Com a Proclamação da República no Brasil, as terras devolutas passaram para os estados, assim como a responsabilidade pela colonização. O governo local positivista defendeu a imigração espontânea e a colonização particular. Rapidamente, o planalto gaúcho foi transformada em zona colonial, com a instalação das colônias novas de iniciativa pública e privada, atraídas pelas possibilidades de exploração do comércio de terras e pela obtenção de lucros fáceis.

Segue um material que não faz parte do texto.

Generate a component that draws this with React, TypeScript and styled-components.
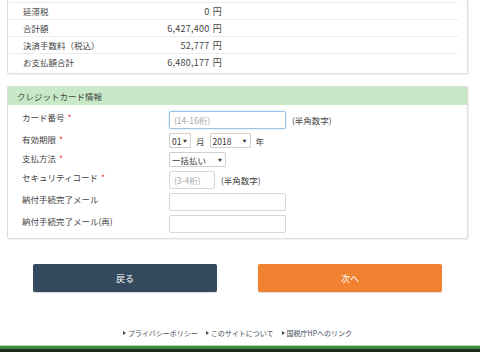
import styled, {createGlobalStyle} from "styled-components";

const GlobalStyle = createGlobalStyle`
    html, body {
        margin: 0;
        padding: 0;
        background: #fff;
    }
    body {
        font-family: "Noto Sans CJK JP", "Noto Sans", sans-serif;
        font-size: 8.5px;
        color: #444;
        overflow: hidden;
    }
`;

const Page = styled.div`
    width: 480px;
    height: 353px;
    display: flex;
    flex-direction: column;
    box-sizing: border-box;
`;

const Main = styled.div`
    padding: 0 12px 0 7px;
    display: flex;
    flex-direction: column;
`;

const Panel = styled.section<{ $top?: boolean }>`
    border: 1px solid #dedede;
    border-top: ${p => (p.$top ? "none" : "1px solid #dedede")};
    border-radius: 0 0 2px 2px;
    box-shadow: 1px 1px 1px rgba(0, 0, 0, 0.06);
    background: #fff;
    margin-top: ${p => (p.$top ? "0" : "12px")};
`;

const SummaryTable = styled.div`
    padding: 2px 9px 3px 1px;
`;

const SummaryRow = styled.div`
    display: flex;
    height: 17px;
    align-items: center;
    border-top: 1px solid #ececec;
    box-sizing: border-box;
`;

const SumLabel = styled.span`
    width: 141px;
    padding-left: 14px;
    box-sizing: border-box;
`;

const SumValue = styled.span`
    width: 72px;
    text-align: right;
    white-space: nowrap;
    font-size: 9px;
    letter-spacing: 0.25px;
    word-spacing: 1px;
`;

const PanelHead = styled.div`
    background: #c7e9c8;
    height: 18px;
    line-height: 18px;
    padding-left: 9px;
    color: #444;
`;

const Form = styled.div`
    display: flex;
    flex-direction: column;
    gap: 4px;
    padding: 6px 0 5px 0;
`;

const FormRow = styled.div`
    display: flex;
    align-items: flex-start;
`;

const Label = styled.span`
    width: 161px;
    padding-left: 14px;
    box-sizing: border-box;
    line-height: 12px;
`;

const Req = styled.span`
    color: #e8434a;
    margin-left: 3px;
`;

const Field = styled.div`
    display: flex;
    align-items: center;
    gap: 6px;
`;

const TextInput = styled.input<{ $w: number; $focus?: boolean }>`
    width: ${p => p.$w}px;
    height: 18px;
    box-sizing: border-box;
    border: 1px solid ${p => (p.$focus ? "#9cc4e4" : "#d6d6d6")};
    box-shadow: ${p => (p.$focus ? "0 0 2px rgba(102,175,233,0.5)" : "none")};
    border-radius: 2px;
    padding: 0 4px;
    font-family: inherit;
    font-size: 8.5px;
    color: #444;
    outline: none;
    &::placeholder {
        color: #a8a8a8;
    }
`;

const SelectWrap = styled.div<{ $w: number }>`
    position: relative;
    width: ${p => p.$w}px;
    height: 15px;
`;

const Select = styled.select`
    appearance: none;
    -webkit-appearance: none;
    width: 100%;
    height: 100%;
    box-sizing: border-box;
    border: 1px solid #cfcfcf;
    border-radius: 1px;
    background: #fff;
    padding: 0 0 0 2px;
    font-family: inherit;
    font-size: 8.5px;
    color: #333;
    outline: none;
`;

const Arrow = styled.span`
    position: absolute;
    right: 4px;
    top: 50%;
    transform: translateY(-50%);
    font-size: 4px;
    color: #333;
    pointer-events: none;
`;

const Note = styled.span`
    color: #444;
`;

const Unit = styled.span`
    margin: 0 -1px;
`;

const Buttons = styled.div`
    display: flex;
    justify-content: center;
    gap: 41px;
    margin-top: 25px;
`;

const Button = styled.button<{ $kind: "back" | "next" }>`
    width: 184px;
    height: 28px;
    border: none;
    border-radius: 2px;
    background: ${p => (p.$kind === "back" ? "#34495e" : "#f08232")};
    color: #fff;
    font-family: inherit;
    font-size: 9px;
    box-shadow: 0 1px 1px rgba(0, 0, 0, 0.15);
`;

const Links = styled.nav`
    display: flex;
    justify-content: center;
    gap: 8px;
    margin-top: 36px;
`;

const Link = styled.a`
    color: #3e4a58;
    font-size: 7px;
    text-decoration: none;
    display: flex;
    align-items: center;
    &::before {
        content: "";
        border-left: 3px solid #3e4a58;
        border-top: 2px solid transparent;
        border-bottom: 2px solid transparent;
        margin-right: 2px;
    }
`;

const Footer = styled.footer`
    margin-top: auto;
    border-top: 1px solid #b9dcb6;
    background: #3d8a3a;
    height: 3px;
    box-shadow: 0 3px 0 #1c2a1b;
    margin-bottom: 4px;
`;

const summary = [
    {label: "延滞税", value: "0 円"},
    {label: "合計額", value: "6,427,400 円"},
    {label: "決済手数料（税込）", value: "52,777 円"},
    {label: "お支払額合計", value: "6,480,177 円"},
];

export default function App() {
    return (
        <Page>
            <GlobalStyle/>
            <Main>
                <Panel $top>
                    <SummaryTable>
                        {summary.map(r => (
                            <SummaryRow key={r.label}>
                                <SumLabel>{r.label}</SumLabel>
                                <SumValue>{r.value}</SumValue>
                            </SummaryRow>
                        ))}
                    </SummaryTable>
                </Panel>

                <Panel>
                    <PanelHead>クレジットカード情報</PanelHead>
                    <Form>
                        <FormRow>
                            <Label>カード番号<Req>*</Req></Label>
                            <Field>
                                <TextInput $w={117} $focus placeholder="(14-16桁)"/>
                                <Note>(半角数字)</Note>
                            </Field>
                        </FormRow>
                        <FormRow>
                            <Label>有効期限<Req>*</Req></Label>
                            <Field>
                                <SelectWrap $w={22}>
                                    <Select defaultValue="01">
                                        <option>01</option>
                                        <option>02</option>
                                    </Select>
                                    <Arrow>▼</Arrow>
                                </SelectWrap>
                                <Unit>月</Unit>
                                <SelectWrap $w={41}>
                                    <Select defaultValue="2018">
                                        <option>2018</option>
                                        <option>2019</option>
                                    </Select>
                                    <Arrow>▼</Arrow>
                                </SelectWrap>
                                <Unit>年</Unit>
                            </Field>
                        </FormRow>
                        <FormRow>
                            <Label>支払方法<Req>*</Req></Label>
                            <Field>
                                <SelectWrap $w={57}>
                                    <Select defaultValue="一括払い">
                                        <option>一括払い</option>
                                    </Select>
                                    <Arrow>▼</Arrow>
                                </SelectWrap>
                            </Field>
                        </FormRow>
                        <FormRow>
                            <Label>セキュリティコード<Req>*</Req></Label>
                            <Field>
                                <TextInput $w={46} placeholder="(3-4桁)"/>
                                <Note>(半角数字)</Note>
                            </Field>
                        </FormRow>
                        <FormRow>
                            <Label>納付手続完了メール</Label>
                            <Field>
                                <TextInput $w={117}/>
                            </Field>
                        </FormRow>
                        <FormRow>
                            <Label>納付手続完了メール(再)</Label>
                            <Field>
                                <TextInput $w={117}/>
                            </Field>
                        </FormRow>
                    </Form>
                </Panel>

                <Buttons>
                    <Button $kind="back">戻る</Button>
                    <Button $kind="next">次へ</Button>
                </Buttons>

                <Links>
                    <Link href="#">プライバシーポリシー</Link>
                    <Link href="#">このサイトについて</Link>
                    <Link href="#">国税庁HPへのリンク</Link>
                </Links>
            </Main>
            <Footer/>
        </Page>
    );
}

Entre 1890 e 1914 chegaram mais 17 mil alemães. A fronteira da colonização no início do século XX chegou ao noroeste do estado, criando Ijuí, Santa Rosa, entre outras, para logo depois atravessar o Rio Uruguai e migrar para o oeste de Santa Catarina e Paraná, além de colônias no norte da Argentina e no Paraguai. Depois da Primeira Guerra Mundial a questão colonial voltou para o controle da União, e em virtude das tendências nacionalistas dominantes foi imposto um limite à entrada de mais estrangeiros. Mesmo assim, calcula-se que entre 1914 e 1939 chegaram mais de 30 mil alemães e austríacos, mas cerca de um terço deles não se fixou permanentemente, mudando depois de alguns anos para outros estados. Dos que ficaram, boa parte não acabou no campo nem foram pioneiros de novas colônias, mas preferiram se estabelecer nas cidades já constituídas.

Passada a Segunda Guerra Mundial a quantidade de imigrantes diminuiu muito, até se extinguir. A última colônia formada foi de um grupo de famílias menonitas que tendo emigrado para Santa Catarina na década de 1930, migraram para o Rio Grande do Sul, fixando-se ao sul de Bagé entre 1949 e 1951.